On Jan. 6, five people died when an angry mob overran the Capitol. Lawmakers were temporarily forced to flee the vote to ratify Joe Biden’s victory in last year’s U.S. presidential election. The insurrectionists, prodded by then-president Donald Trump’s tweets alleging electoral fraud, telegraphed their plans. Yet they encountered faint resistance as they stormed the building.

U.S. federal authorities have criminally charged more than 100 people, but questions continue about why security was bungled so badly. “To protect our democracy, we must now subject the security of the U.S. Capitol Complex to rigorous scrutiny,” Ms. Pelosi said on Jan. 15. “To that end, I have asked Lt.-Gen. Russel Honoré … to lead an immediate review of the Capitol’s security infrastructures, interagency processes and procedures and command and control.”

In 2005, the army dispatched the general, a native of Louisiana, to New Orleans as commander of Joint Task Force Katrina.

The flooded city was still under water, and thousands of people were living in the Superdome sports stadium.

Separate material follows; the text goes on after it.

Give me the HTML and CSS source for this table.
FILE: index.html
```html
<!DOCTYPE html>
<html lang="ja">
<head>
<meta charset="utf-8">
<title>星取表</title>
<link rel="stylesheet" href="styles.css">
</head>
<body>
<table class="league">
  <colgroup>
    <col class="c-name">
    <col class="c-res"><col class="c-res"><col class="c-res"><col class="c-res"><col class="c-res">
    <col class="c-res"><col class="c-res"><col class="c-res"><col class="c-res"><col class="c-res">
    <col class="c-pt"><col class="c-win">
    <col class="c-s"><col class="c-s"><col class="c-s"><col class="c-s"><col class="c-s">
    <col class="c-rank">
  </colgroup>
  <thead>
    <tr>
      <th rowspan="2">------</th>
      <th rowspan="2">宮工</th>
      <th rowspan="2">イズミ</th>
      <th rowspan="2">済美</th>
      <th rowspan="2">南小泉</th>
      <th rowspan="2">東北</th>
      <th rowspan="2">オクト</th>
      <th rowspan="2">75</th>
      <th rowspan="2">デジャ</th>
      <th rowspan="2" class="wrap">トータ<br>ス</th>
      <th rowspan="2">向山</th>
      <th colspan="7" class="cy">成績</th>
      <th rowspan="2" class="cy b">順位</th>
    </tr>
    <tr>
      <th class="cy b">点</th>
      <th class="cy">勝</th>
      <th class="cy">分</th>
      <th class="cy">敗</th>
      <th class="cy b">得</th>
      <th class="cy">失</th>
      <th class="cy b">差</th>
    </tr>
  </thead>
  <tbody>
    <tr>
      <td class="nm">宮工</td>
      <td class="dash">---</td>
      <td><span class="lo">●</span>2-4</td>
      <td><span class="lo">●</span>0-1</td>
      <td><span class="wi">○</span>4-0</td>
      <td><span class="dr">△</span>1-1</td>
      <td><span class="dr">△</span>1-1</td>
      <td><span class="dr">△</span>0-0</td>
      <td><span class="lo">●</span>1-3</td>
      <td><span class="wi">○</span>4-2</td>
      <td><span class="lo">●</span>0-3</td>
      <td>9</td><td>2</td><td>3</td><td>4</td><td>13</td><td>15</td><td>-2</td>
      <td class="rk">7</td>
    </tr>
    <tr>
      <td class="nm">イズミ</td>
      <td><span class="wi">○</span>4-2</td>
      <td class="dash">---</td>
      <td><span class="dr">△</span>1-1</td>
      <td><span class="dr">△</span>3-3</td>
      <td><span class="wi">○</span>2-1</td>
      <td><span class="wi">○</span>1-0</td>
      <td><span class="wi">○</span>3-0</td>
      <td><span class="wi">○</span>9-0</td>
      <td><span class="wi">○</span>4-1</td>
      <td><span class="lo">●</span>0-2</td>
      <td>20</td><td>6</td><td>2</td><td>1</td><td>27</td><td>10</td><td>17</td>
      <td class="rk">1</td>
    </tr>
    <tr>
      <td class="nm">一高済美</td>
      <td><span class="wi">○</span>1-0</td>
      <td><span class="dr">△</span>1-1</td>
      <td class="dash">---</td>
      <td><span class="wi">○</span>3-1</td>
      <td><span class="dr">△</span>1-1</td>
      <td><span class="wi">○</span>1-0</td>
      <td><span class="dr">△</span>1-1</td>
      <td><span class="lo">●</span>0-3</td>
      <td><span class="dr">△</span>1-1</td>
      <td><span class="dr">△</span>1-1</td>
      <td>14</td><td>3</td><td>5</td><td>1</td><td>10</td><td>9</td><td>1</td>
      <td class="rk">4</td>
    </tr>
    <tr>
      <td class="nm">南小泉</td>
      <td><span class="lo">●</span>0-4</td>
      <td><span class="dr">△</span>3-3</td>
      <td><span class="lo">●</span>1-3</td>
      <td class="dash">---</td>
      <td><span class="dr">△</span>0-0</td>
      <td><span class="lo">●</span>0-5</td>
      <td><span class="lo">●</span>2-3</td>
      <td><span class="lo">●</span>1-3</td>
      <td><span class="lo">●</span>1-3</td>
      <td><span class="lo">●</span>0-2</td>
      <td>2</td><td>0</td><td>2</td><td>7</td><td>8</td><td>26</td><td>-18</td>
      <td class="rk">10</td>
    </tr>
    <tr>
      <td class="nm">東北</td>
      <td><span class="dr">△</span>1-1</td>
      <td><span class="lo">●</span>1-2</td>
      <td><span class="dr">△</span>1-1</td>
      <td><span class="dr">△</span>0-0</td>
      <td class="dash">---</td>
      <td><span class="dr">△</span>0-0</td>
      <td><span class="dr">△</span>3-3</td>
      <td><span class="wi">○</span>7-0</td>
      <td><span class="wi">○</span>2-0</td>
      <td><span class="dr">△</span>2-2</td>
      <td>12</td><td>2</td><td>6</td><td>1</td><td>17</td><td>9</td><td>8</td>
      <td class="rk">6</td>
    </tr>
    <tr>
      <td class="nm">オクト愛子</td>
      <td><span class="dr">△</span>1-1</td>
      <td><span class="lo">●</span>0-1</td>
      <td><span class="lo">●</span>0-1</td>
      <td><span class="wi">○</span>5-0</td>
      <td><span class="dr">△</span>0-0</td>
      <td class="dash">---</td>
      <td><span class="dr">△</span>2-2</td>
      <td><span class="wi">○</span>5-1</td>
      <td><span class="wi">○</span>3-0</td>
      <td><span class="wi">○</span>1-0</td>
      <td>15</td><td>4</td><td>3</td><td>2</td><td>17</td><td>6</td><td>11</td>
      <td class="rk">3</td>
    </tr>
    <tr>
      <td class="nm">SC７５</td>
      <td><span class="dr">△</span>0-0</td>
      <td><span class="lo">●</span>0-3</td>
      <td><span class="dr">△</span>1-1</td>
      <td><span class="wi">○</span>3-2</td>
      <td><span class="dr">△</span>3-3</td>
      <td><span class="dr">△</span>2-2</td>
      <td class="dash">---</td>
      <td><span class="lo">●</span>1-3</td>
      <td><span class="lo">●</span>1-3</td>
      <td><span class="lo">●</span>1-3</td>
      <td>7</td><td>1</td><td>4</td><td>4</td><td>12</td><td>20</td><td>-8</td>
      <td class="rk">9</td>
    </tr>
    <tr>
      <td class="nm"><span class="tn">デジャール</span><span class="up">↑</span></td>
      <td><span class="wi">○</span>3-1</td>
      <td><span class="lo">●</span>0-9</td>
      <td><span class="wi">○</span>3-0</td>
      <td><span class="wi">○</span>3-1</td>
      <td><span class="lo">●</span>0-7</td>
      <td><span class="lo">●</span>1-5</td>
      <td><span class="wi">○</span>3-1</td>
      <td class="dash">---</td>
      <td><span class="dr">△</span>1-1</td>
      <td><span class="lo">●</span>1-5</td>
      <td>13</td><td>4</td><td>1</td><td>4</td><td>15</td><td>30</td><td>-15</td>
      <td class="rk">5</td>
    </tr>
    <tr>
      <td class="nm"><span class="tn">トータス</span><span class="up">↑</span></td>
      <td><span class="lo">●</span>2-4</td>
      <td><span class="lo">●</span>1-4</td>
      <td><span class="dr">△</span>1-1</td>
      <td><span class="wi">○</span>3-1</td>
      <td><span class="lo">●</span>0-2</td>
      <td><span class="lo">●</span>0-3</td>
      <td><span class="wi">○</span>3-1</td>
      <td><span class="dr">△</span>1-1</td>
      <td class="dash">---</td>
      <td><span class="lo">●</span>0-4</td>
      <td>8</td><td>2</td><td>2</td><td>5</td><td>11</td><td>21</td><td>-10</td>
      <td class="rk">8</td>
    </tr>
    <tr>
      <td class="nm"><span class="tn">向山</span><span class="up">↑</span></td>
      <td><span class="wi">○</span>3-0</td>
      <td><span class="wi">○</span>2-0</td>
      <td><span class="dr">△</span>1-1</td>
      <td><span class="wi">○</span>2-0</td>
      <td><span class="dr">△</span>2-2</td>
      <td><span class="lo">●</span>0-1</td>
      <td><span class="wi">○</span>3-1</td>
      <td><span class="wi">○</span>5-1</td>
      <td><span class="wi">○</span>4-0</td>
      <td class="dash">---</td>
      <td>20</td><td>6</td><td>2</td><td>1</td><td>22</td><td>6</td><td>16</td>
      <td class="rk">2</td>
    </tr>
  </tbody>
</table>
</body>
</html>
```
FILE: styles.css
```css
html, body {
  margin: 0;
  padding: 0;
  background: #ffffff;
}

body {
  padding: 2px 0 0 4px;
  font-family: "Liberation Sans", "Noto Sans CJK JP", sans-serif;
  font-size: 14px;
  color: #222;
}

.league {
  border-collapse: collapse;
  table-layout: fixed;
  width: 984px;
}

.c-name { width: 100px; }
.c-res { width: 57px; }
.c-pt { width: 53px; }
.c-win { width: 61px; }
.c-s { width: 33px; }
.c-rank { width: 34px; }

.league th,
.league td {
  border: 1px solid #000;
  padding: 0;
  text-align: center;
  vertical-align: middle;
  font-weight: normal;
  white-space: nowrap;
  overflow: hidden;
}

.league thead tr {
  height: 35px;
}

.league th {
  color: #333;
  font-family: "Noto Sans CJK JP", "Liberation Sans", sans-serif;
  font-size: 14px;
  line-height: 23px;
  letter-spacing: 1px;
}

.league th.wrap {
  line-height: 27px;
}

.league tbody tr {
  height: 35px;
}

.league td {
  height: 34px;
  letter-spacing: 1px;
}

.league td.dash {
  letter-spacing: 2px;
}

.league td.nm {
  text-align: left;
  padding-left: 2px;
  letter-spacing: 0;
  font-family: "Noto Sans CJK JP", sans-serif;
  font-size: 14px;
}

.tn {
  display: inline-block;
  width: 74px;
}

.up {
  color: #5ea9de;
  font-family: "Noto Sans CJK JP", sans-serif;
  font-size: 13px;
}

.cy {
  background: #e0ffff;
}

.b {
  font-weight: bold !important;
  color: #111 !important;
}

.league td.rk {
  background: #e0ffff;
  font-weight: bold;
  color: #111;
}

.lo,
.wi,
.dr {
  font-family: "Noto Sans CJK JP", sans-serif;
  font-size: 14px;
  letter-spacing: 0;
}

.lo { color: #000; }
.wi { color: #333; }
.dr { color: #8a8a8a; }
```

Then-mayor Ray Nagin likened his arrival to a gift compared with all the federal failings until that point. The mayor called him a “John Wayne dude,” adding that he “came off the doggone chopper and he started cussing and people started moving.”

But the Ragin’ Cajun nickname the press bestowed upon Mr. Honoré was always off. He is actually Louisiana Creole. Born into a poor Black farming family in Lakeland, La., he has recalled his household having two broken black-and-white TVs – one without audio, the other without video – and stacking them atop each other to watch The Lone Ranger.

“You learn how to fix things,” he told the BBC, as he spoke about how his childhood was also a dissonant picture of Black and white, where much was broken.

The pews in his Catholic church were divided by race; the town had separate toilets and water fountains; and he was bused to a high school for Black students two hours away.

In the late 1960s, he worked his way through college in Baton Rouge and joined the military at the height of the Vietnam controversy. “I guess it was that promise that you would be judged by your capability and your character – and not by the colour of your skin,” he said. Living in an army barracks “was my first glimpse of what it felt like to be treated equally.”

Mr. Honoré's mission to correct lax legislative security is one Canada embarked on not long ago.

On Oct. 22, 2014, a gunman killed a soldier guarding the National War Memorial before storming Parliament. Politicians took cover as security forces shot the man dead in the building’s main corridor. A cellphone video later surfaced showing that the man wanted to terrorize Canada into pulling its troops out of Afghanistan

A review found that an outdated security model had exposed Parliament to just such an attack. One big part of the problem was that the legislature’s three separate security forces suffered from “an ‘us against them’ attitude” and were “quick to find fault with each other and opposed to working together,” the report said.

Mr. Honoré will look at whether such issues are at play in Washington, where the chief of the Capitol Police works with two sergeants-at-arms.

These three officials have resigned since the riot. In an interview with The Washington Post, former Capitol Police chief Steven Sund said he had asked in advance for the U.S. National Guard to be brought in to backstop his officers – but the sergeants-at-arms rebuffed his request.

Layers of investigations are now under way. One unresolved question is whether there is evidence that extremist elected politicians helped members of the mob case the Capitol and navigate its corridors. “If they aided and abetted these crimes – there may have to be action taken beyond the Congress in terms of prosecution,” Ms. Pelosi has said.

Mr. Honoré says he will leave detective work to the detectives. “My job is short. I’m coming in with one suit, one tie and my work clothes – blue jeans, orange jacket and cowboy boots,” he told MSNBC this week. He said his team will examine “the buildings inside the Capitol, the compartments of it, and look at how we harden the Capitol to make sure this never happens again.”